Of course, all the polls involved in these calculations could be wrong. (Such things have happened in living memory and so forth.) In our view (and see as well eg M. Grenier’s probability calculations in the latest CBC Poll Tracker) there remains some serious enough prospect of a Conservative minority government, potentially kept in office long enough by Yves-François Blanchet’s resurgent Bloc Québécois. [And the October 20 updates as of 1:45 and 5:00 PM ET do vaguely suggest some slight strengthening of Conservatives over Liberals, though the seat count numbers continue to suggest a Liberal minority government, that could be kept in office for a time by support from the NDP alone.]
There is also an outlier-ish Lean Tossup.ca poll aggregator that uses “numbers available on the Mainstreet Research Daily Tracker, a paywalled subscription service.” Its latest projection as we write gives the Trudeau Liberals as many as 161 seats – just nine short of the 170 seat bare majority in the present Canadian House of Commons. (Those so inclined can use their imaginations from here. Grenier’s latest calculations give the Conservatives only a 1% chance of forming a majority government – and the Liberals a not all that much better 15% chance! And Grenier’s complete odds numbers here as of around 4 PM ET Sunday October 20 afternoon go PC majority 2%, Liberal majority 12%, PC minority 37%, Liberal minority 48%.)
It is equally worth noting that on all the projections noted above the combined Justin Trudeau Liberal and Jagmeet Singh New Democrat numbers do add up to slightly better than a bare majority of seats in the House – without help from anyone else, Green or BQ.
This further suggests that (again on these polling derived numbers from before the actual election at least) a Liberal minority government could be kept in office for some time by Jagmeet Singh’s NDP – much as Justin Trudeau’s father’s minority government after his second election was kept in office by David Lewis’s NDP, 1972—1974.
(There was some progressive shift to the left over this period in the first half of the 1970s. And maybe there will be again over the next few years, in the early 2020s. Or, again, maybe there will be a Conservative minority government, or some other more complicated kind of Trudeau Liberal minority government, dependent on more than just the Singh New Democrats. Or something else much wilder and unanticipated yet again.)

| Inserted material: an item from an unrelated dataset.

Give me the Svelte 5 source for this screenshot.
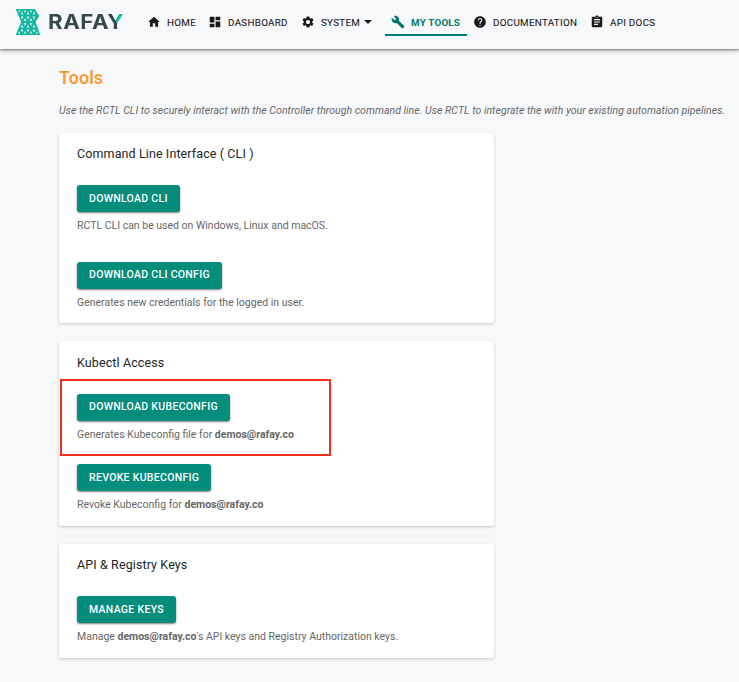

Meanwhile, just before 8 AM on the morning of this past Friday, October 18, 2019 Paqtasit Apsalqigwat on Twitter noted that “Today would be Pierre Trudeau’s 100th birthday and all I can say to this is thank you @JustinTrudeau for leading this country with grace and continuing the legacy of human rights your father started.”
Our parting thoughts here came when related research on Google finally led to a “life size bronze statue” of Pierre Elliott Trudeau, erected in 2004 in a suburban location just north of the City of Toronto (in the so-called “GTA 905,” in a community still known as Thornhill now officially in the City of Vaughan).
Looking at photos of the statue posted on the WWW by Barnabas Bozoki it struck us that it is not a good likeness of Pierre Trudeau, especially up close. We do not know just who created this admirable enough work of public art. But to us what’s depicted is more like how Pierre Trudeau would have looked if he really were an Old Ontario family farmer with some serious acreage, instead of the urbane and sophisticated, world-travelled Montreal man of means that he was.
But it may be the Thornhill, Ontario statue guy is closer to the Trudeau Liberal “brand” that this particular larger region of Canada – the current populous and increasingly diverse suburbs and exurbs of the “Greater Toronto Area 905”, once long ago a homeland of the North American family farm and now much different – may recurrently fall in and out of love with in some strange corner of its volatile twisted heart.
And at this exact moment in history this love may finally be one big enough thing that saves Prime Minister Justin Trudeau from leaving office altogether, in the election of 2019. (Or not, of course, of course … we must wait just a little while longer to see what all the people of Canada, in their infinite wisdom, finally do decide. And as of our October 20, 1:45 PM ET update our advice to congenital gamblers would be don’t bet the farm on any particular outcome just yet!)
UPDATE 5:00 PM, OCT 20: Very finally (maybe?), as of around 5 PM Sunday afternoon, we’d just note a last-minute thought from David Coletto at Abacus Data : “If there’s going to be a surprise tomorrow it will come from these folks: 9% of Canadians haven’t voted yet, haven’t made up their mind, and say they are likely to vote tomorrow.”
And, if the ultimate outcome is a Liberal minority government, supported for who knows how long by New Democrats and possibly Greens too, the new required reading in our view should start with Alice Klein’s October 16 editorial in Toronto’s NOW magazine : “We need to start judging the Liberals, NDP and Greens by how willing they are to work together instead of how cleverly they pick each other apart … Each of the three progressive party leaders is disappointing and imperfect in their own way. But they also are generally well-intentioned … and have important perspectives to add. Their platforms actually speak more to what they have in common than what makes them opponents … Take a look around the world, my friends. From that perspective, Justin Trudeau, Jagmeet Singh and Elizabeth May are an unusually impressive crew. What we need is for these party leaders to be frenemies, not enemies.”
(And many apologies for the Toronto reference from people fated to live and work here. Similar thoughts to Ms Klein’s are no doubt extant all across our vast and magnificent chunk of the global geography, including beautiful BC on Canada’s Pacific coast, where all major party leaders spent this last day of the 2019 campaign – because that is where this election might finally be decided, late tomorrow night?)